**What this task involves**: Without the pictures, repeat the listing character for character.
---------------
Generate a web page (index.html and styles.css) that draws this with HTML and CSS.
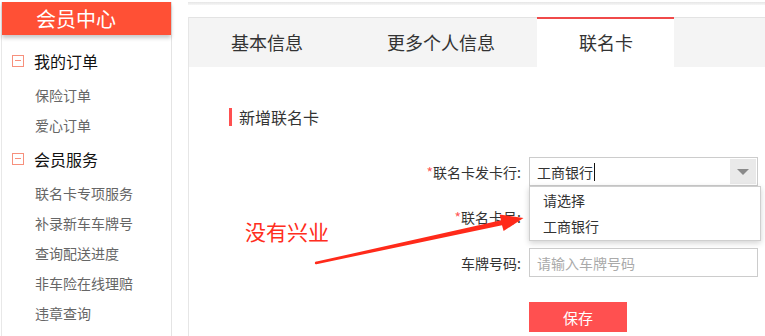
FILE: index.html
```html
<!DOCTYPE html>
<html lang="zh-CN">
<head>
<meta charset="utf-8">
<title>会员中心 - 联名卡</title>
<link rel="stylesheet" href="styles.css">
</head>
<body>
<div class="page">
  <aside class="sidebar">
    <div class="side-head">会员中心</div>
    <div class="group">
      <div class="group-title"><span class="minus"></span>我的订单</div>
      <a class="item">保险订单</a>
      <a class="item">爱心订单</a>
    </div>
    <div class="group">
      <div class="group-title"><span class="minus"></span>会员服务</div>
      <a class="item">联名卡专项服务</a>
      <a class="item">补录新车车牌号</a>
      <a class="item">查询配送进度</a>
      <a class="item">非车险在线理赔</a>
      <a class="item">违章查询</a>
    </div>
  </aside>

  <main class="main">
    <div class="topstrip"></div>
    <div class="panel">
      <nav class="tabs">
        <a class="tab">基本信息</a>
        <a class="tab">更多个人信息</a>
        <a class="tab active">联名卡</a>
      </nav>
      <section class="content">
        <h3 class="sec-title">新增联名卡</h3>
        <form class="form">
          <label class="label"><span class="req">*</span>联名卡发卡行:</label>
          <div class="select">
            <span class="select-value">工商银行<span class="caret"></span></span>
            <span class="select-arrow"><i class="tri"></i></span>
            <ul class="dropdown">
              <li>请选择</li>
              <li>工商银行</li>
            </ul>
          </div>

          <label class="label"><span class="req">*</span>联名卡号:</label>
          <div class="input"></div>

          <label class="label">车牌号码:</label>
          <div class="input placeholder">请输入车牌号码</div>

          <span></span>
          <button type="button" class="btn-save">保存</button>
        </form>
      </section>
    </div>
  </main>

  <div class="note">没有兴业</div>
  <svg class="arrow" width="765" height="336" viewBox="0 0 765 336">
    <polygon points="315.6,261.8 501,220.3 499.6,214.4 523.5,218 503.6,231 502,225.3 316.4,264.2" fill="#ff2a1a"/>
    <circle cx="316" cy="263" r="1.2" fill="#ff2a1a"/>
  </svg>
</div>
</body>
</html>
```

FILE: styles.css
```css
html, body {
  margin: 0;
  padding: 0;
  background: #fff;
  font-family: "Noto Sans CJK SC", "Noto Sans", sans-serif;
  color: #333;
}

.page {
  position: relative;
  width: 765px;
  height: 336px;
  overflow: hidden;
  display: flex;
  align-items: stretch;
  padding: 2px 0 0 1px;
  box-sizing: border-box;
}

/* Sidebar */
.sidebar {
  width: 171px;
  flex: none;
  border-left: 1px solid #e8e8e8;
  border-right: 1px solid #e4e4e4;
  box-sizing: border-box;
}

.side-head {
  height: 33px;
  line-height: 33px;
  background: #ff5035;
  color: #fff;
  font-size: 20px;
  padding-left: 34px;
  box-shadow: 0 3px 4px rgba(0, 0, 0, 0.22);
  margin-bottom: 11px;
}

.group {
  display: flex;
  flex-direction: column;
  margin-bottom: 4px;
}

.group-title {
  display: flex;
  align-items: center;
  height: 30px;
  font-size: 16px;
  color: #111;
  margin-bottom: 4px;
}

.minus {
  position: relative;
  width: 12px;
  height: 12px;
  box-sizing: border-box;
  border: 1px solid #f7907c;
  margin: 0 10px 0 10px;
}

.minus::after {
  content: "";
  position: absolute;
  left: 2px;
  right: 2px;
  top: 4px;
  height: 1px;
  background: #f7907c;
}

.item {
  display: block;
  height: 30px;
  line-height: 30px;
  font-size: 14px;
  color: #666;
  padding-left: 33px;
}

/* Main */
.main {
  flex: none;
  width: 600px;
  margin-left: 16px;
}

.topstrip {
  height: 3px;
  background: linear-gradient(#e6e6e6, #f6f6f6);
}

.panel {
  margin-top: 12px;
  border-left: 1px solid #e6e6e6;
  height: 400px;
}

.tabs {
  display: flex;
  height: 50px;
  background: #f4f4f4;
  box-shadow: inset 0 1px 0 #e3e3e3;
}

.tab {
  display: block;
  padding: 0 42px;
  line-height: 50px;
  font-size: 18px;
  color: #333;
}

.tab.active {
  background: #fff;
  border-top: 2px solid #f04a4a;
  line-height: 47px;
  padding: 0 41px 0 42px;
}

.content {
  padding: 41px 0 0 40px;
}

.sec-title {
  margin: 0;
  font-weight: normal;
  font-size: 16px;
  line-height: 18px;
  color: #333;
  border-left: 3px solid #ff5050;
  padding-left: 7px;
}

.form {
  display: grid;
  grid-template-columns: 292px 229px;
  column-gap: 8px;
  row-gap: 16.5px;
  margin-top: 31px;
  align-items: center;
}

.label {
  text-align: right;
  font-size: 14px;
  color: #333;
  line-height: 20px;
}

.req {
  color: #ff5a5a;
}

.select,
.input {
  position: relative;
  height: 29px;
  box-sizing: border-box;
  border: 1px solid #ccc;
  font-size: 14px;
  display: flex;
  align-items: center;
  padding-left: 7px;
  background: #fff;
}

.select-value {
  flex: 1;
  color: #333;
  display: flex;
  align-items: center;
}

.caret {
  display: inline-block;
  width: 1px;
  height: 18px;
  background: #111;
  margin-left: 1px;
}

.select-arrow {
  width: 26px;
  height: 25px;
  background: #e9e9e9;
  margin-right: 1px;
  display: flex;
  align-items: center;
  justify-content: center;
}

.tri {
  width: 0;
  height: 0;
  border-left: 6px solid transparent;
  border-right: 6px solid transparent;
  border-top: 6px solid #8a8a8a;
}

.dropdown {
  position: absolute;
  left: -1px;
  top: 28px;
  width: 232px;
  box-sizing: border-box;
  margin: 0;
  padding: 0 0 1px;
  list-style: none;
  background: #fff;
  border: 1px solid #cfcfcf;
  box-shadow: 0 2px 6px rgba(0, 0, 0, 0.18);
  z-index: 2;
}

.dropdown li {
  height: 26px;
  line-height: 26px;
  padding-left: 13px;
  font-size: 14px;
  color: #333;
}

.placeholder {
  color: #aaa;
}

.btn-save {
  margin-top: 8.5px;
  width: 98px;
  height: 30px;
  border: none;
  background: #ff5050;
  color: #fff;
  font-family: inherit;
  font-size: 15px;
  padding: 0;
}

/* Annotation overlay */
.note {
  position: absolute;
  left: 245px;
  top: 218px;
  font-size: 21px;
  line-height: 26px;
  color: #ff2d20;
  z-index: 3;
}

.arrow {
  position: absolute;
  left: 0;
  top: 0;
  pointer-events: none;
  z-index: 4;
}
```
---------------
**Response**:
Generate a web page (index.html and styles.css) that draws this with HTML and CSS.
FILE: index.html
```html
<!DOCTYPE html>
<html lang="zh-CN">
<head>
<meta charset="utf-8">
<title>会员中心 - 联名卡</title>
<link rel="stylesheet" href="styles.css">
</head>
<body>
<div class="page">
  <aside class="sidebar">
    <div class="side-head">会员中心</div>
    <div class="group">
      <div class="group-title"><span class="minus"></span>我的订单</div>
      <a class="item">保险订单</a>
      <a class="item">爱心订单</a>
    </div>
    <div class="group">
      <div class="group-title"><span class="minus"></span>会员服务</div>
      <a class="item">联名卡专项服务</a>
      <a class="item">补录新车车牌号</a>
      <a class="item">查询配送进度</a>
      <a class="item">非车险在线理赔</a>
      <a class="item">违章查询</a>
    </div>
  </aside>

  <main class="main">
    <div class="topstrip"></div>
    <div class="panel">
      <nav class="tabs">
        <a class="tab">基本信息</a>
        <a class="tab">更多个人信息</a>
        <a class="tab active">联名卡</a>
      </nav>
      <section class="content">
        <h3 class="sec-title">新增联名卡</h3>
        <form class="form">
          <label class="label"><span class="req">*</span>联名卡发卡行:</label>
          <div class="select">
            <span class="select-value">工商银行<span class="caret"></span></span>
            <span class="select-arrow"><i class="tri"></i></span>
            <ul class="dropdown">
              <li>请选择</li>
              <li>工商银行</li>
            </ul>
          </div>

          <label class="label"><span class="req">*</span>联名卡号:</label>
          <div class="input"></div>

          <label class="label">车牌号码:</label>
          <div class="input placeholder">请输入车牌号码</div>

          <span></span>
          <button type="button" class="btn-save">保存</button>
        </form>
      </section>
    </div>
  </main>

  <div class="note">没有兴业</div>
  <svg class="arrow" width="765" height="336" viewBox="0 0 765 336">
    <polygon points="315.6,261.8 501,220.3 499.6,214.4 523.5,218 503.6,231 502,225.3 316.4,264.2" fill="#ff2a1a"/>
    <circle cx="316" cy="263" r="1.2" fill="#ff2a1a"/>
  </svg>
</div>
</body>
</html>
```

FILE: styles.css
```css
html, body {
  margin: 0;
  padding: 0;
  background: #fff;
  font-family: "Noto Sans CJK SC", "Noto Sans", sans-serif;
  color: #333;
}

.page {
  position: relative;
  width: 765px;
  height: 336px;
  overflow: hidden;
  display: flex;
  align-items: stretch;
  padding: 2px 0 0 1px;
  box-sizing: border-box;
}

/* Sidebar */
.sidebar {
  width: 171px;
  flex: none;
  border-left: 1px solid #e8e8e8;
  border-right: 1px solid #e4e4e4;
  box-sizing: border-box;
}

.side-head {
  height: 33px;
  line-height: 33px;
  background: #ff5035;
  color: #fff;
  font-size: 20px;
  padding-left: 34px;
  box-shadow: 0 3px 4px rgba(0, 0, 0, 0.22);
  margin-bottom: 11px;
}

.group {
  display: flex;
  flex-direction: column;
  margin-bottom: 4px;
}

.group-title {
  display: flex;
  align-items: center;
  height: 30px;
  font-size: 16px;
  color: #111;
  margin-bottom: 4px;
}

.minus {
  position: relative;
  width: 12px;
  height: 12px;
  box-sizing: border-box;
  border: 1px solid #f7907c;
  margin: 0 10px 0 10px;
}

.minus::after {
  content: "";
  position: absolute;
  left: 2px;
  right: 2px;
  top: 4px;
  height: 1px;
  background: #f7907c;
}

.item {
  display: block;
  height: 30px;
  line-height: 30px;
  font-size: 14px;
  color: #666;
  padding-left: 33px;
}

/* Main */
.main {
  flex: none;
  width: 600px;
  margin-left: 16px;
}

.topstrip {
  height: 3px;
  background: linear-gradient(#e6e6e6, #f6f6f6);
}

.panel {
  margin-top: 12px;
  border-left: 1px solid #e6e6e6;
  height: 400px;
}

.tabs {
  display: flex;
  height: 50px;
  background: #f4f4f4;
  box-shadow: inset 0 1px 0 #e3e3e3;
}

.tab {
  display: block;
  padding: 0 42px;
  line-height: 50px;
  font-size: 18px;
  color: #333;
}

.tab.active {
  background: #fff;
  border-top: 2px solid #f04a4a;
  line-height: 47px;
  padding: 0 41px 0 42px;
}

.content {
  padding: 41px 0 0 40px;
}

.sec-title {
  margin: 0;
  font-weight: normal;
  font-size: 16px;
  line-height: 18px;
  color: #333;
  border-left: 3px solid #ff5050;
  padding-left: 7px;
}

.form {
  display: grid;
  grid-template-columns: 292px 229px;
  column-gap: 8px;
  row-gap: 16.5px;
  margin-top: 31px;
  align-items: center;
}

.label {
  text-align: right;
  font-size: 14px;
  color: #333;
  line-height: 20px;
}

.req {
  color: #ff5a5a;
}

.select,
.input {
  position: relative;
  height: 29px;
  box-sizing: border-box;
  border: 1px solid #ccc;
  font-size: 14px;
  display: flex;
  align-items: center;
  padding-left: 7px;
  background: #fff;
}

.select-value {
  flex: 1;
  color: #333;
  display: flex;
  align-items: center;
}

.caret {
  display: inline-block;
  width: 1px;
  height: 18px;
  background: #111;
  margin-left: 1px;
}

.select-arrow {
  width: 26px;
  height: 25px;
  background: #e9e9e9;
  margin-right: 1px;
  display: flex;
  align-items: center;
  justify-content: center;
}

.tri {
  width: 0;
  height: 0;
  border-left: 6px solid transparent;
  border-right: 6px solid transparent;
  border-top: 6px solid #8a8a8a;
}

.dropdown {
  position: absolute;
  left: -1px;
  top: 28px;
  width: 232px;
  box-sizing: border-box;
  margin: 0;
  padding: 0 0 1px;
  list-style: none;
  background: #fff;
  border: 1px solid #cfcfcf;
  box-shadow: 0 2px 6px rgba(0, 0, 0, 0.18);
  z-index: 2;
}

.dropdown li {
  height: 26px;
  line-height: 26px;
  padding-left: 13px;
  font-size: 14px;
  color: #333;
}

.placeholder {
  color: #aaa;
}

.btn-save {
  margin-top: 8.5px;
  width: 98px;
  height: 30px;
  border: none;
  background: #ff5050;
  color: #fff;
  font-family: inherit;
  font-size: 15px;
  padding: 0;
}

/* Annotation overlay */
.note {
  position: absolute;
  left: 245px;
  top: 218px;
  font-size: 21px;
  line-height: 26px;
  color: #ff2d20;
  z-index: 3;
}

.arrow {
  position: absolute;
  left: 0;
  top: 0;
  pointer-events: none;
  z-index: 4;
}
```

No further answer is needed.